Canadian-born American philosopher

Stephen Yablo (/ˈjæbloʊ/; born 1957) is a Canadian-born American philosopher. He is the Emeritus David W. Skinner Professor of Philosophy at the Massachusetts Institute of Technology (MIT) and taught previously at the University of Michigan, Ann Arbor. He specializes in the philosophy of logic, philosophy of mind, metaphysics, philosophy of language, and philosophy of mathematics.

==Life and career==
He was born in Toronto, on 30 September 1957, to a Polish father Saul Yablo and Romanian-Canadian mother Gloria Yablo (née Herman), both Jewish. He is married to fellow MIT philosopher Sally Haslanger.

His Ph.D. is from University of California, Berkeley, where he worked with Donald Davidson and George Myro. In 2012, he was elected a Fellow of the American Academy of Arts and Sciences.

==Philosophical work==

Yablo has published a number of influential papers in philosophy of mind, philosophy of language, and metaphysics, and gave the John Locke Lectures at Oxford in 2012, which formed the basis for his book Aboutness, which one reviewer described as "an important and far-reaching book that philosophers will be discussing for a long time."

===Yablo's paradox===

In papers published in 1985 and 1993, Yablo showed how to create a paradox similar to the liar paradox, but without self-reference. Unlike the liar paradox, which uses a single sentence, Yablo's paradox uses an infinite list of sentences, each referring to sentences occurring later in the list. Analysis of the list shows that there is no consistent way to assign truth values to any of its members. Since everything on the list refers only to later sentences, Yablo claims that his paradox is "not in any way circular". However, Graham Priest disputes this.

==== Statement ====
Consider the following infinite set of sentences:
 S_{1}: For each i > 1, S_{i} is not true.
 S_{2}: For each i > 2, S_{i} is not true.
 S_{3}: For each i > 3, S_{i} is not true.
 ...

==== Analysis ====
For any n, the proposition S_{n} is of universally quantified form, expressing an unending number of claims (each the negation of a statement with a larger index). As a proposition, any S_{n} also expresses that S_{n + 1} is not true, for example.

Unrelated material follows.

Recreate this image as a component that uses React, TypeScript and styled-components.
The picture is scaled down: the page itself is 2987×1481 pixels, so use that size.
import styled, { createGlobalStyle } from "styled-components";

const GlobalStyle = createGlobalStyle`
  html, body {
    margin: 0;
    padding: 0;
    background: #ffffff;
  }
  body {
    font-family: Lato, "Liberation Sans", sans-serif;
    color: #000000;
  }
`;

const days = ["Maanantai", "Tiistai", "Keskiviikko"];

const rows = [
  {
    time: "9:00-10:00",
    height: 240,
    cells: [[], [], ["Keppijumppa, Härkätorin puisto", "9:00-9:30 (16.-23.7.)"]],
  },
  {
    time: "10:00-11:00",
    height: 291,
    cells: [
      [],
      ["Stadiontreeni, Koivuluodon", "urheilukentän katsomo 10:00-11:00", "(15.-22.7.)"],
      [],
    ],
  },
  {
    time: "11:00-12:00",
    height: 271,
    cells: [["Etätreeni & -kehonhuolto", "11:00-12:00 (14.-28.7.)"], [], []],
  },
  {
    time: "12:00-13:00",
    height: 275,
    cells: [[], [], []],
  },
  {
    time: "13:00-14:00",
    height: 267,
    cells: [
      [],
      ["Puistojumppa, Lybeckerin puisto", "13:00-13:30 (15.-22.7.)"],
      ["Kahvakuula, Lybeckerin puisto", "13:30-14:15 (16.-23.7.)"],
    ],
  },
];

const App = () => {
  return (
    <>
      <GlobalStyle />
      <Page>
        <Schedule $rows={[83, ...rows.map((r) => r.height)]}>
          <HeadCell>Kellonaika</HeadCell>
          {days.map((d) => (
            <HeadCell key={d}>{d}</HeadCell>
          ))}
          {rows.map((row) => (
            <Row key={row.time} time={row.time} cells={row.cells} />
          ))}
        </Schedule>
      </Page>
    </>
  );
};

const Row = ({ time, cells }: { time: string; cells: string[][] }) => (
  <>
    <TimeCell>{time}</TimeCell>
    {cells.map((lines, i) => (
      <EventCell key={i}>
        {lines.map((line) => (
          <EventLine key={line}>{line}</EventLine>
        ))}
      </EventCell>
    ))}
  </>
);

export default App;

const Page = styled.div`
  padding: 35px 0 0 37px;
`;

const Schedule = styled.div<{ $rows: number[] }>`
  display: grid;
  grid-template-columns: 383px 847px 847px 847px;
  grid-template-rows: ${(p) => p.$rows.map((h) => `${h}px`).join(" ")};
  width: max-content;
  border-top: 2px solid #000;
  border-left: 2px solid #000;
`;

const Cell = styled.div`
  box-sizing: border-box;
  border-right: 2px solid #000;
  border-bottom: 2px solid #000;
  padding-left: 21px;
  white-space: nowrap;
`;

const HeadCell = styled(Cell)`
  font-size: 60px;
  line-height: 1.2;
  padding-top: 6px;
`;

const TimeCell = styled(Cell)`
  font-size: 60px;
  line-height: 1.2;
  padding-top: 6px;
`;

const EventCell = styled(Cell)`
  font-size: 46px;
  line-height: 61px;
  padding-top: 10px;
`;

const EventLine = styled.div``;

For any pair of numbers n and m with n < m, the proposition S_{n} subsumes all the claims also made by the later S_{m}. As this holds for all such pairs of numbers, one finds that all S_{n} imply any S_{m} with n < m. For example, any S_{n} implies S_{n + 1}.

Claims made by any of the propositions ("the next statement is not true") stand in contradiction with an implication we can also logically derive from the lot (the validity of the next statement is implied by the current one). This establishes that assuming any S_{n} leads to a contradiction. And this just means that all S_{n} are proven false.

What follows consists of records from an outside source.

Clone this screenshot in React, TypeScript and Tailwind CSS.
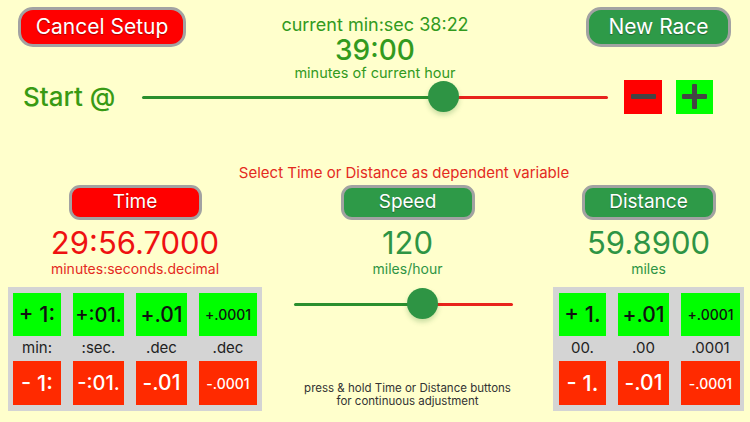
import React from "react";

function PillButton({
  label,
  color,
  width,
  height,
  size,
  radius,
}: {
  label: string;
  color: "red" | "green";
  width: string;
  height: string;
  size: string;
  radius: string;
}) {
  const bg = color === "red" ? "bg-[#FF0000]" : "bg-[#2E9A48]";
  return (
    <div
      className={`${width} ${height} ${radius} ${bg} border-[3px] border-[#A2A2A2] flex items-center justify-center text-white ${size} [text-shadow:0_1px_1px_rgba(0,0,0,0.35)]`}
    >
      {label}
    </div>
  );
}

function Slider({ width, thumb }: { width: number; thumb: number }) {
  return (
    <div className="relative h-[34px]" style={{ width }}>
      <div
        className="absolute top-[16px] left-0 h-[3px] bg-[#2A8F2E] rounded-full"
        style={{ width: thumb }}
      />
      <div
        className="absolute top-[16px] right-0 h-[3px] bg-[#E8231B] rounded-full"
        style={{ width: width - thumb }}
      />
      <div
        className="absolute top-[1px] w-[31px] h-[31px] rounded-full bg-[#2E9444] shadow-[0_3px_5px_rgba(40,120,40,0.25)]"
        style={{ left: thumb - 15.5 }}
      />
    </div>
  );
}

type Cell = { w: string; plus: string; minus: string; label: string; size: string };

function Keypad({ cells, width, pl }: { cells: Cell[]; width: string; pl: string }) {
  return (
    <div className={`${width} h-[124px] bg-[#D4D4D4] ${pl} pt-[6px] flex gap-[12px]`}>
      {cells.map((c, i) => (
        <div key={i} className={`${c.w} flex flex-col`}>
          <div
            className={`h-[43px] bg-[#00FF00] flex items-center justify-center text-[#111111] font-medium ${c.size}`}
          >
            {c.plus}
          </div>
          <div className="h-[25px] flex items-center justify-center text-[15px] text-[#222222]">
            {c.label}
          </div>
          <div
            className={`h-[44px] bg-[#FF2A00] flex items-center justify-center text-white font-medium ${c.size}`}
          >
            {c.minus}
          </div>
        </div>
      ))}
    </div>
  );
}

export default function App() {
  const leftCells: Cell[] = [
    { w: "w-[48px]", plus: "+ 1:", minus: "- 1:", label: "min:", size: "text-[22px]" },
    { w: "w-[51px]", plus: "+:01.", minus: "-:01.", label: ":sec.", size: "text-[20px]" },
    { w: "w-[51px]", plus: "+.01", minus: "-.01", label: ".dec", size: "text-[21px]" },
    { w: "w-[58px]", plus: "+.0001", minus: "-.0001", label: ".dec", size: "text-[14px]" },
  ];
  const rightCells: Cell[] = [
    { w: "w-[47px]", plus: "+ 1.", minus: "- 1.", label: "00.", size: "text-[22px]" },
    { w: "w-[51px]", plus: "+.01", minus: "-.01", label: ".00", size: "text-[21px]" },
    { w: "w-[59px]", plus: "+.0001", minus: "-.0001", label: ".0001", size: "text-[14px]" },
  ];

  return (
    <div
      className="w-[750px] h-[422px] bg-[#FFFFCC] overflow-hidden"
      style={{ fontFamily: "Inter, 'Liberation Sans', sans-serif" }}
    >
      {/* top row */}
      <div className="grid grid-cols-[1fr_auto_1fr] items-start h-[79px]">
        <div className="pl-[18px] pt-[7px]">
          <PillButton
            label="Cancel Setup"
            color="red"
            width="w-[168px]"
            height="h-[40px]"
            size="text-[21px]"
            radius="rounded-[15px]"
          />
        </div>
        <div className="flex flex-col items-center pt-[15px] text-[#329A1E]">
          <div className="text-[18px] leading-[20px]">current min:sec 38:22</div>
          <div className="text-[28px] leading-[30px] font-medium">39:00</div>
          <div className="text-[14.5px] leading-[15px]">minutes of current hour</div>
        </div>
        <div className="flex justify-end pr-[19px] pt-[7px]">
          <PillButton
            label="New Race"
            color="green"
            width="w-[145px]"
            height="h-[40px]"
            size="text-[21px]"
            radius="rounded-[15px]"
          />
        </div>
      </div>

      {/* start row */}
      <div className="flex items-center h-[35px]">
        <div className="pl-[23px] w-[142px] text-[26px] font-medium text-[#389A14]">Start @</div>
        <Slider width={466} thumb={301} />
        <div className="ml-[16px] w-[38px] h-[34px] bg-[#FF0000] flex items-center justify-center">
          <div className="w-[25px] h-[5px] bg-[#444444] rounded-[1px]" />
        </div>
        <div className="ml-[14px] w-[37px] h-[34px] bg-[#00FF00] flex items-center justify-center relative">
          <div className="w-[25px] h-[5px] bg-[#444444] rounded-[1px]" />
          <div className="absolute w-[5px] h-[25px] bg-[#444444] rounded-[1px]" />
        </div>
      </div>

      {/* select text */}
      <div className="mt-[49px] h-[20px] leading-[20px] text-center text-[15px] text-[#E42A1E] pl-[58px]">
        Select Time or Distance as dependent variable
      </div>

      {/* columns row */}
      <div className="mt-[2px] flex pl-[8px] h-[102px]">
        <div className="w-[254px] flex flex-col items-center">
          <PillButton
            label="Time"
            color="red"
            width="w-[133px]"
            height="h-[35px]"
            size="text-[19px]"
            radius="rounded-[11px]"
          />
          <div className="mt-[6px] text-[31px] leading-[34px] text-[#EE1111]">29:56.7000</div>
          <div className="text-[14px] leading-[18px] text-[#E42A1E]">minutes:seconds.decimal</div>
        </div>
        <div className="w-[291px] flex flex-col items-center">
          <PillButton
            label="Speed"
            color="green"
            width="w-[134px]"
            height="h-[35px]"
            size="text-[19px]"
            radius="rounded-[11px]"
          />
          <div className="mt-[6px] text-[31px] leading-[34px] text-[#2E9444]">120</div>
          <div className="text-[14px] leading-[18px] text-[#2E9444]">miles/hour</div>
        </div>
        <div className="w-[191px] flex flex-col items-center">
          <PillButton
            label="Distance"
            color="green"
            width="w-[134px]"
            height="h-[35px]"
            size="text-[19px]"
            radius="rounded-[11px]"
          />
          <div className="mt-[6px] text-[31px] leading-[34px] text-[#2E9444]">59.8900</div>
          <div className="text-[14px] leading-[18px] text-[#2E9444]">miles</div>
        </div>
      </div>

      {/* panels row */}
      <div className="flex pl-[8px]">
        <Keypad cells={leftCells} width="w-[254px]" pl="pl-[5px]" />
        <div className="w-[291px] flex flex-col items-center">
          <div className="pr-[8px]">
            <Slider width={219} thumb={128} />
          </div>
          <div className="mt-[61px] text-center text-[11.5px] leading-[13px] text-[#333333]">
            press &amp; hold Time or Distance buttons
            <br />
            for continuous adjustment
          </div>
        </div>
        <Keypad cells={rightCells} width="w-[191px]" pl="pl-[6px]" />
      </div>
    </div>
  );
}
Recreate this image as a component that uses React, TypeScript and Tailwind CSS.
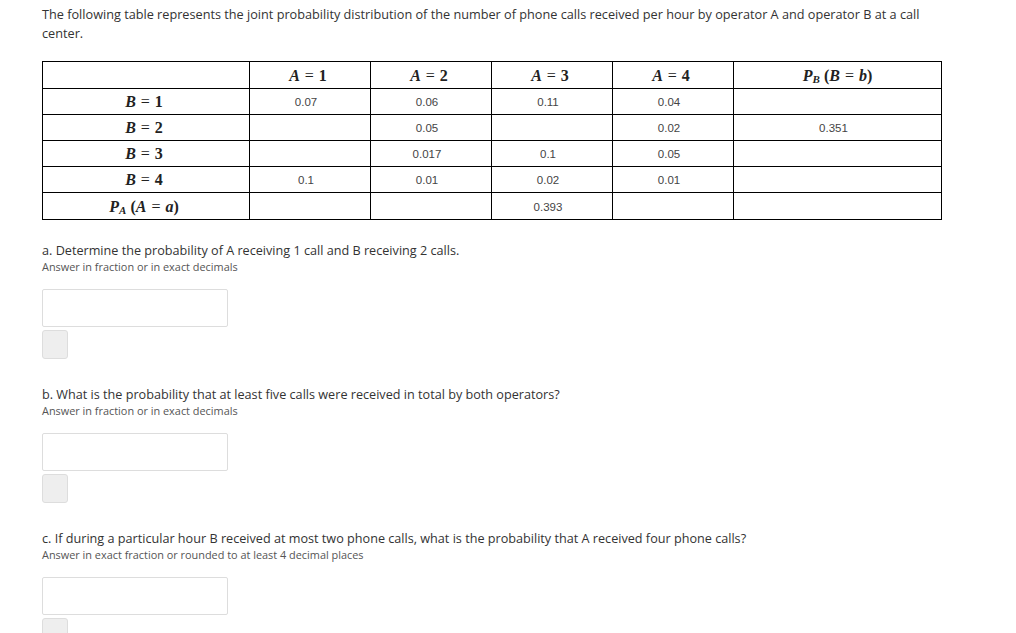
import React from "react";

const Var = ({ c }: { c: string }) => <span className="italic">{c}</span>;

const Eq = ({ v, n }: { v: string; n: string }) => (
  <span className="font-['Liberation_Serif',serif] text-[16px] font-bold text-[#222]">
    <Var c={v} />
    <span className="mx-[5px] font-normal">=</span>
    <span>{n}</span>
  </span>
);

const PMarg = ({ sub, v, l }: { sub: string; v: string; l: string }) => (
  <span className="font-['Liberation_Serif',serif] text-[16px] font-bold text-[#222]">
    <span className="italic">P</span>
    <sub className="italic text-[11px] font-bold">{sub}</sub>
    <span className="ml-[4px]">(</span>
    <span className="italic">{v}</span>
    <span className="mx-[5px] font-normal">=</span>
    <span className="italic">{l}</span>
    <span>)</span>
  </span>
);

const rows: { label: React.ReactNode; cells: string[] }[] = [
  { label: <Eq v="B" n="1" />, cells: ["0.07", "0.06", "0.11", "0.04", ""] },
  { label: <Eq v="B" n="2" />, cells: ["", "0.05", "", "0.02", "0.351"] },
  { label: <Eq v="B" n="3" />, cells: ["", "0.017", "0.1", "0.05", ""] },
  { label: <Eq v="B" n="4" />, cells: ["0.1", "0.01", "0.02", "0.01", ""] },
  { label: <PMarg sub="A" v="A" l="a" />, cells: ["", "", "0.393", "", ""] },
];

const Question = ({ q, hint }: { q: string; hint: string }) => (
  <div className="flex flex-col">
    <p className="text-[12.65px] leading-[18px] text-[#333]">{q}</p>
    <p className="text-[10.9px] leading-[16px] text-[#555]">{hint}</p>
    <div className="mt-[14px] h-[38px] w-[186px] rounded-[2px] border border-[#ddd] bg-white" />
    <div className="mt-[3px] h-[29px] w-[26px] rounded-[3px] border border-[#ddd] bg-[#eee]" />
  </div>
);

export default function App() {
  return (
    <div className="min-h-[633px] w-[1016px] bg-white px-[42px] pt-[5px] font-['Open_Sans',sans-serif] text-[#333]">
      <p className="w-[900px] text-[12.7px] leading-[19px]">
        The following table represents the joint probability distribution of the number of phone calls received per hour by operator A and operator B at a call center.
      </p>
      <table className="mt-[18px] w-[900px] border-collapse">
        <thead>
          <tr className="h-[27px]">
            <th className="w-[207px] border border-black p-0 leading-[18px]"></th>
            {["1", "2", "3", "4"].map((n) => (
              <th key={n} className="w-[121px] border border-black p-0 pr-[4px] font-normal leading-[18px]">
                <Eq v="A" n={n} />
              </th>
            ))}
            <th className="border border-black p-0 font-normal leading-[18px]">
              <PMarg sub="B" v="B" l="b" />
            </th>
          </tr>
        </thead>
        <tbody>
          {rows.map((r, i) => (
            <tr key={i} className={i === 4 ? "h-[27px]" : "h-[26px]"}>
              <td className="border border-black p-0 pr-[4px] text-center leading-[18px]">{r.label}</td>
              {r.cells.map((c, j) => (
                <td
                  key={j}
                  className="border border-black p-0 pr-[8px] pt-[1px] text-center font-['Liberation_Sans',sans-serif] text-[11.5px] leading-[16px] text-[#444]"
                >
                  {c}
                </td>
              ))}
            </tr>
          ))}
        </tbody>
      </table>
      <div className="mt-[21px] flex flex-col gap-[26px]">
        <Question
          q="a. Determine the probability of A receiving 1 call and B receiving 2 calls."
          hint="Answer in fraction or in exact decimals"
        />
        <Question
          q="b. What is the probability that at least five calls were received in total by both operators?"
          hint="Answer in fraction or in exact decimals"
        />
        <Question
          q="c. If during a particular hour B received at most two phone calls, what is the probability that A received four phone calls?"
          hint="Answer in exact fraction or rounded to at least 4 decimal places"
        />
      </div>
    </div>
  );
}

But all S_{n} being false also exactly validates the very claims made by them. So we have the paradox that each sentence in Yablo's list is both not true and true.

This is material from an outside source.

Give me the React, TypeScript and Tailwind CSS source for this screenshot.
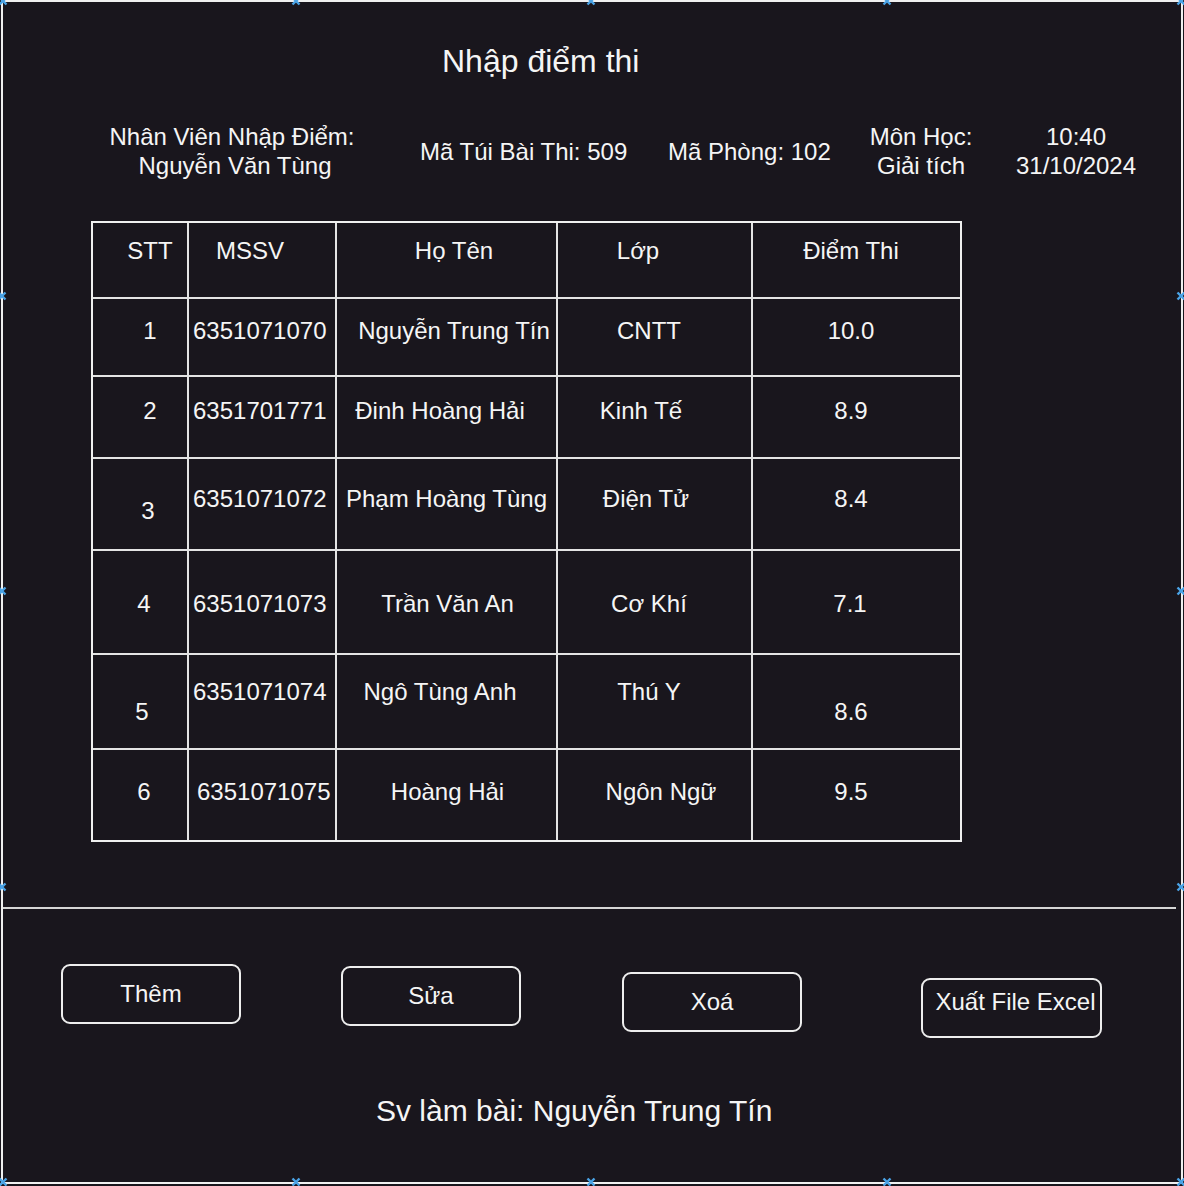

==== First-order logic ====
For any $P$, the negation introduction principle of propositional logic negates $P\leftrightarrow \neg P$. So no consistent theory proves that one of its propositions equivalent to its own negation. Metalogically, it means any axiom of the form of such an equivalence is inconsistent. This is one formal pendant of the liar paradox.

Similarly, for any unary predicate $Q$ and if $R$ is an entire transitive relation, then by a formal analysis as above, predicate logic negates the universal closure of
$Q(n) \leftrightarrow \forall i. \big(R(i, n)\to \neg Q(i)\big)$
On the natural numbers, for $R$ taken to be equality "$=$", this also follows from the analysis of the liar paradox. For $R$ taken to be the standard order "$>$", it is still possible to obtain a non-standard model of arithmetic for the omega-inconsistent theory defined by adjoining all the equivalences individually.

==Books==
- Thoughts (Philosophical Papers, volume 1) (Oxford University Press, 2009)
- Things (Philosophical Papers, volume 2) (Oxford University Press, 2010)
- Aboutness (Princeton University Press, 2014).